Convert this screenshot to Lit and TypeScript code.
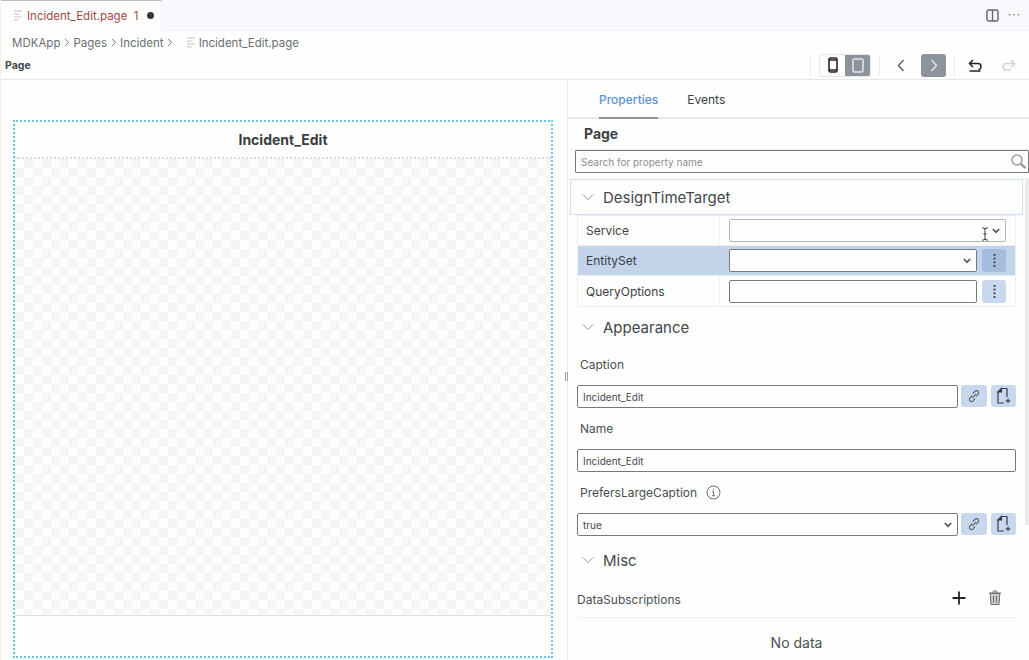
import { LitElement, html, css, svg } from 'lit';
import { customElement } from 'lit/decorators.js';

const fileIcon = html`<svg width="8" height="11" viewBox="0 0 8 11" fill="none" stroke="#c4c4c8" stroke-width="1.2">
  <path d="M0 1h8M0 4h5.5M0 7h8M0 10h4.5" />
</svg>`;

const chevron = html`<svg width="12" height="8" viewBox="0 0 12 8" fill="none" stroke="#8f9093" stroke-width="1">
  <path d="M1 1.5l5 5 5-5" />
</svg>`;

const selectCaret = html`<svg class="caret" width="8" height="6" viewBox="0 0 8 6" fill="none" stroke="#55585c" stroke-width="1.7">
  <path d="M.8 1L4 4.2 7.2 1" />
</svg>`;

const dots = html`<svg width="3" height="13" viewBox="0 0 3 13" fill="#3a3d42">
  <rect x=".5" y="0" width="2" height="1.7" /><rect x=".5" y="3.7" width="2" height="1.7" />
  <rect x=".5" y="7.4" width="2" height="1.7" /><rect x=".5" y="11.1" width="2" height="1.7" />
</svg>`;

const linkIcon = html`<svg width="14" height="14" viewBox="0 0 14 14" fill="none" stroke="#55585e" stroke-width="1.1">
  <path d="M6 4.4l2-2.2a2.1 2.1 0 013 3L9 7.4" />
  <path d="M8 9.6l-2 2.2a2.1 2.1 0 01-3-3L5 6.6" />
  <path d="M5.2 8.8l3.6-3.6" />
</svg>`;

const newFileIcon = html`<svg width="16" height="18" viewBox="0 0 16 18" fill="none" stroke="#3a3d42" stroke-width="1.2">
  <path d="M8 16H2V5l3.5-3.5H11V10" />
  <path d="M2 5l3.5-3.5V5z" fill="#3a3d42" />
  <path d="M12 11.5v4.5M9.8 13.8h4.4" />
</svg>`;

const actionButtons = html`<button class="square">${linkIcon}</button><button class="square">${newFileIcon}</button>`;

@customElement('app-root')
export class AppRoot extends LitElement {
  static styles = css`
    :host {
      display: block;
      width: 1029px;
      height: 660px;
      overflow: hidden;
      position: relative;
      background: #fefefe;
      color: #3c3e42;
      font-family: Inter, 'Liberation Sans', sans-serif;
      border-left: 1px solid #fdeee2;
      box-sizing: border-box;
    }

    .tabbar {
      height: 31px;
      display: flex;
      justify-content: space-between;
      align-items: center;
      background: #f8f8fc;
      border-bottom: 1px solid #efeff2;
      box-sizing: border-box;
    }

    .tab {
      width: 161px;
      height: 31px;
      display: flex;
      align-items: center;
      gap: 5px;
      padding-left: 13px;
      box-sizing: border-box;
      background: #fefefe;
      border-top: 1px solid #b6bcc6;
      border-right: 1px solid #efeff2;
      font-size: 11.5px;
      color: #a04a4c;
    }

    .tab .dot {
      width: 7px;
      height: 7px;
      border-radius: 50%;
      background: #35373b;
      margin-left: 3px;
    }

    .window-actions {
      display: flex;
      align-items: center;
      gap: 9px;
      padding-right: 8px;
    }

    .more {
      font-size: 12px;
      letter-spacing: 1px;
      color: #74767a;
      line-height: 1;
    }

    .crumbs {
      height: 23px;
      display: flex;
      align-items: center;
      gap: 3.5px;
      padding-left: 11px;
      font-size: 11.5px;
      color: #6c6e72;
    }

    .crumbs .sep {
      display: flex;
    }

    .crumbs .file {
      margin-left: 10px;
      display: flex;
      align-items: center;
      gap: 4px;
    }

    .toolbar {
      height: 26px;
      display: flex;
      align-items: center;
      justify-content: space-between;
      padding: 0 8px 3px 4px;
      box-sizing: border-box;
      border-bottom: 1px solid #e8e8ea;
      font-size: 10.5px;
      font-weight: 700;
      color: #45474b;
    }

    .tools {
      display: flex;
      align-items: center;
      gap: 8px;
    }

    .vline {
      width: 1px;
      height: 22px;
      background: #ececee;
    }

    .device-toggle {
      display: flex;
      border: 1px solid #e6e6e8;
      border-radius: 3px;
      overflow: hidden;
      height: 23px;
      box-sizing: border-box;
    }

    .device-toggle span {
      width: 25px;
      display: flex;
      align-items: center;
      justify-content: center;
    }

    .device-toggle .on {
      background: #8d939c;
    }

    .nav {
      width: 25px;
      height: 23px;
      display: flex;
      align-items: center;
      justify-content: center;
      border-radius: 3px;
    }

    .nav.on {
      background: #8d939c;
    }

    .main {
      display: flex;
      height: 580px;
    }

    .canvas {
      width: 567px;
      padding: 40px 0 0 12px;
      box-sizing: border-box;
      border-right: 1px solid #ececee;
      position: relative;
    }

    .grip {
      position: absolute;
      right: -1px;
      top: 292px;
      width: 3px;
      height: 9px;
      background: repeating-linear-gradient(90deg, #9a9da1 0 1px, #fefefe 1px 2px);
    }

    .frame {
      width: 540px;
      height: 538px;
      border: 2px dotted #6ac4ec;
      box-sizing: border-box;
      display: flex;
      flex-direction: column;
    }

    .frame-title {
      height: 37px;
      padding-bottom: 1px;
      box-sizing: border-box;
      display: flex;
      align-items: center;
      justify-content: center;
      font-size: 14px;
      font-weight: 700;
      color: #3b3d41;
      border-bottom: 2px dotted #d5dbe2;
    }

    .checker {
      flex: 1;
      background: repeating-conic-gradient(#f5f5f5 0 25%, #fcfdfd 0 50%) 0 0 / 18px 18px;
      border-bottom: 1px solid #dedfe0;
    }

    .frame-foot {
      height: 40px;
    }

    .panel {
      flex: 1;
      position: relative;
      min-width: 0;
    }

    .panel-tabs {
      height: 39px;
      display: flex;
      gap: 29px;
      padding-left: 31px;
      border-bottom: 2px solid #eaeaec;
      box-sizing: border-box;
      font-size: 12px;
    }

    .panel-tabs span {
      height: 39px;
      box-sizing: border-box;
      padding-top: 12px;
    }

    .panel-tabs .active {
      color: #5a94d8;
      font-weight: 500;
      border-bottom: 2px solid #8b929c;
    }

    .panel-title {
      height: 31px;
      display: flex;
      align-items: center;
      padding: 0 0 2px 16px;
      box-sizing: border-box;
      font-size: 14px;
      font-weight: 700;
      color: #3f4145;
      border-bottom: 1px solid #f0f0f2;
    }

    .search {
      height: 23px;
      margin-left: 7px;
      border: 1px solid #77797d;
      border-radius: 1px;
      box-sizing: border-box;
      display: flex;
      align-items: center;
      justify-content: space-between;
      padding: 0 1px 0 5px;
      font-size: 10px;
      color: #8c8e92;
    }

    .section {
      height: 34px;
      display: flex;
      align-items: center;
      gap: 9px;
      padding-left: 14px;
      font-size: 15px;
      font-weight: 400;
      color: #45474b;
    }

    .section.focus {
      width: 453px;
      height: 36px;
      margin: 6px 0 0 2px;
      box-sizing: border-box;
      border: 1px solid #cfe0f0;
      padding-left: 11px;
    }

    .section.appearance {
      margin-top: 3px;
    }

    .section.misc {
      margin-top: 7px;
    }

    .grid {
      margin-left: 9px;
      width: 439px;
      border: 1px solid #efeff1;
      box-sizing: border-box;
      font-size: 12px;
    }

    .row {
      height: 30px;
      display: grid;
      grid-template-columns: 133px 1fr;
      align-items: center;
      border-bottom: 1px solid #efeff1;
      box-sizing: border-box;
      padding-left: 8px;
    }

    .row:last-child {
      border-bottom: 0;
    }

    .row.selected {
      background: #c2d3ea;
    }

    .row .value {
      height: 100%;
      display: flex;
      align-items: center;
      gap: 5px;
      border-left: 1px solid #efeff1;
      padding-left: 9px;
    }

    .row.selected .value {
      border-left-color: transparent;
    }

    .input {
      height: 23px;
      flex: 1;
      min-width: 0;
      border: 1px solid #77797d;
      border-radius: 2px;
      background: #fefefe;
      box-sizing: border-box;
      display: flex;
      align-items: center;
      justify-content: space-between;
      padding: 0 5px;
      font-size: 10px;
      color: #46484c;
    }

    .input.pale {
      border-color: #b4b5b8;
    }

    .row .value > .input.wide {
      flex: none;
      width: 277px;
    }

    .dots {
      width: 24px;
      height: 23px;
      margin-right: 9px;
      border: 0;
      border-radius: 3px;
      background: #c8d8ee;
      display: flex;
      align-items: center;
      justify-content: center;
      padding: 0;
    }

    .row.selected .dots {
      background: #a5bcdf;
    }

    .props {
      width: 439px;
      margin-left: 9px;
      font-size: 12px;
    }

    .prop-label {
      height: 41px;
      display: flex;
      align-items: center;
      gap: 9px;
      padding-left: 3px;
      color: #4c4e52;
    }

    .prop-row {
      display: flex;
      gap: 3px;
    }

    .square {
      width: 26px;
      height: 22px;
      border: 0;
      padding: 0;
      border-radius: 3px;
      background: #c8d8ee;
      display: flex;
      align-items: center;
      justify-content: center;
    }

    .prop-row .square + .square {
      margin-left: 1px;
      width: 25px;
    }

    .subs {
      height: 36px;
      margin: 5px 0 0 9px;
      width: 439px;
      display: flex;
      align-items: center;
      justify-content: space-between;
      border-bottom: 1px solid #f0f0f2;
      font-size: 12px;
      color: #4c4e52;
      box-sizing: border-box;
    }

    .subs .icons {
      display: flex;
      align-items: center;
      gap: 22px;
      padding: 0 14px 3px 0;
    }

    .no-data {
      margin-left: 9px;
      width: 439px;
      padding-top: 16px;
      text-align: center;
      font-size: 14px;
      color: #4c4e52;
    }

    .scrollbar {
      position: absolute;
      right: 0;
      top: 98px;
      width: 4px;
      height: 347px;
      background: #ececef;
    }

    .cursor {
      position: absolute;
      left: 413px;
      top: 147px;
    }
  `;

  private _crumbSep() {
    return html`<span class="sep"><svg width="6" height="9" viewBox="0 0 6 9" fill="none" stroke="#77797d" stroke-width="1">
      <path d="M1 .8l3.6 3.7L1 8.2" />
    </svg></span>`;
  }

  private _renderToolbar() {
    return html`<div class="toolbar">
      <span>Page</span>
      <div class="tools">
        <span class="vline"></span>
        <div class="device-toggle">
          <span><svg width="10" height="16" viewBox="0 0 10 16" fill="none" stroke="#232427" stroke-width="1.6">
            <rect x="1" y="1" width="8" height="14" rx="1.5" /><path d="M1 3h8M1 13h8" />
          </svg></span>
          <span class="on"><svg width="12" height="15" viewBox="0 0 12 15" fill="none" stroke="#e6e7e9" stroke-width="1.5">
            <rect x="1" y="1" width="10" height="13" rx="1.5" />
          </svg></span>
        </div>
        <span class="vline"></span>
        <span class="nav"><svg width="8" height="13" viewBox="0 0 8 13" fill="none" stroke="#5a5c60" stroke-width="1.4">
          <path d="M6.5 1L1.5 6.5l5 5.5" />
        </svg></span>
        <span class="nav on"><svg width="8" height="13" viewBox="0 0 8 13" fill="none" stroke="#e6e7e9" stroke-width="1.4">
          <path d="M1.5 1l5 5.5-5 5.5" />
        </svg></span>
        <span class="vline"></span>
        <span class="nav"><svg width="15" height="13" viewBox="0 0 15 13" fill="none" stroke="#232427" stroke-width="1.5">
          <path d="M5 1L1.5 4.5 5 8" /><path d="M1.5 4.5H10a3 3 0 013 3V8a2.5 2.5 0 01-2.5 2.5" /><path d="M1.5 12h11" />
        </svg></span>
        <span class="nav"><svg width="15" height="13" viewBox="0 0 15 13" fill="none" stroke="#d2d3d5" stroke-width="1.5">
          <path d="M10 1l3.5 3.5L10 8" /><path d="M13.5 4.5H5a3 3 0 00-3 3V8a3 3 0 003 3h5" />
        </svg></span>
      </div>
    </div>`;
  }

  private _renderPanel() {
    return html`<section class="panel">
      <div class="panel-tabs"><span class="active">Properties</span><span>Events</span></div>
      <div class="panel-title">Page</div>
      <div class="search">
        <span>Search for property name</span>
        <svg width="17" height="17" viewBox="0 0 17 17" fill="none" stroke="#9a9ca0" stroke-width="1.5">
          <circle cx="7" cy="7" r="5" /><path d="M10.8 10.8l4.7 4.2" stroke-width="2.4" />
        </svg>
      </div>
      <div class="section focus">${chevron}<span>DesignTimeTarget</span></div>
      <div class="grid">
        <div class="row">
          <span>Service</span>
          <div class="value"><div class="input pale wide"><span></span>${selectCaret}</div></div>
        </div>
        <div class="row selected">
          <span>EntitySet</span>
          <div class="value"><div class="input"><span></span>${selectCaret}</div><button class="dots">${dots}</button></div>
        </div>
        <div class="row">
          <span>QueryOptions</span>
          <div class="value"><div class="input"></div><button class="dots">${dots}</button></div>
        </div>
      </div>
      <div class="section appearance">${chevron}<span>Appearance</span></div>
      <div class="props">
        <div class="prop-label">Caption</div>
        <div class="prop-row"><div class="input">Incident_Edit</div>${actionButtons}</div>
        <div class="prop-label">Name</div>
        <div class="prop-row"><div class="input">Incident_Edit</div></div>
        <div class="prop-label">PrefersLargeCaption
          <svg width="15" height="15" viewBox="0 0 15 15" fill="none" stroke="#6a6c70" stroke-width="1">
            <circle cx="7.5" cy="7.5" r="6.5" /><path d="M6.2 6.5h1.5v4M6 10.7h3.2M7.5 3.8v1.4" />
          </svg>
        </div>
        <div class="prop-row"><div class="input">true${selectCaret}</div>${actionButtons}</div>
      </div>
      <div class="section misc">${chevron}<span>Misc</span></div>
      <div class="subs">
        <span>DataSubscriptions</span>
        <div class="icons">
          <svg width="14" height="14" viewBox="0 0 14 14" stroke="#232427" stroke-width="1.8"><path d="M7 .5v13M.5 7h13" /></svg>
          <svg width="14" height="16" viewBox="0 0 14 16" fill="#8d8f93" stroke="#6a6c70" stroke-width="1">
            ${svg`<path d="M1 3h12M5 3l.5-2h3L9 3" fill="none" />
            <path d="M2.2 3.5h9.6l-.8 11H3z" fill="#c9cacc" />
            <path d="M5.5 6v6.5M8.5 6v6.5" fill="none" />`}
          </svg>
        </div>
      </div>
      <div class="no-data">No data</div>
      <div class="scrollbar"></div>
      <svg class="cursor" width="8" height="14" viewBox="0 0 8 14" fill="none" stroke="#3a3c40" stroke-width="1">
        <path d="M1 1h2l1 1 1-1h2M4 2v10M1 13h2l1-1 1 1h2M2.5 7h3" />
      </svg>
    </section>`;
  }

  render() {
    return html`
      <div class="tabbar">
        <div class="tab">${fileIcon}<span>Incident_Edit.page&nbsp; 1</span><span class="dot"></span></div>
        <div class="window-actions">
          <svg width="13" height="13" viewBox="0 0 13 13" fill="none" stroke="#63656a" stroke-width="1.4">
            <rect x="1" y="1" width="11" height="11" rx="2" /><path d="M6.5 1v11" />
          </svg>
          <span class="more">···</span>
        </div>
      </div>
      <div class="crumbs">
        <span>MDKApp</span>${this._crumbSep()}<span>Pages</span>${this._crumbSep()}<span>Incident</span>${this._crumbSep()}
        <span class="file">${fileIcon}<span>Incident_Edit.page</span></span>
      </div>
      ${this._renderToolbar()}
      <div class="main">
        <section class="canvas">
          <div class="frame">
            <div class="frame-title">Incident_Edit</div>
            <div class="checker"></div>
            <div class="frame-foot"></div>
          </div>
          <span class="grip"></span>
        </section>
        ${this._renderPanel()}
      </div>
    `;
  }
}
——————————
EXERCISE BRIEF = Copy out every line of the listing that includes the string "this".

EXPECTED ANSWER =
Convert this screenshot to Lit and TypeScript code.
        <span>MDKApp</span>${this._crumbSep()}<span>Pages</span>${this._crumbSep()}<span>Incident</span>${this._crumbSep()}
      ${this._renderToolbar()}
        ${this._renderPanel()}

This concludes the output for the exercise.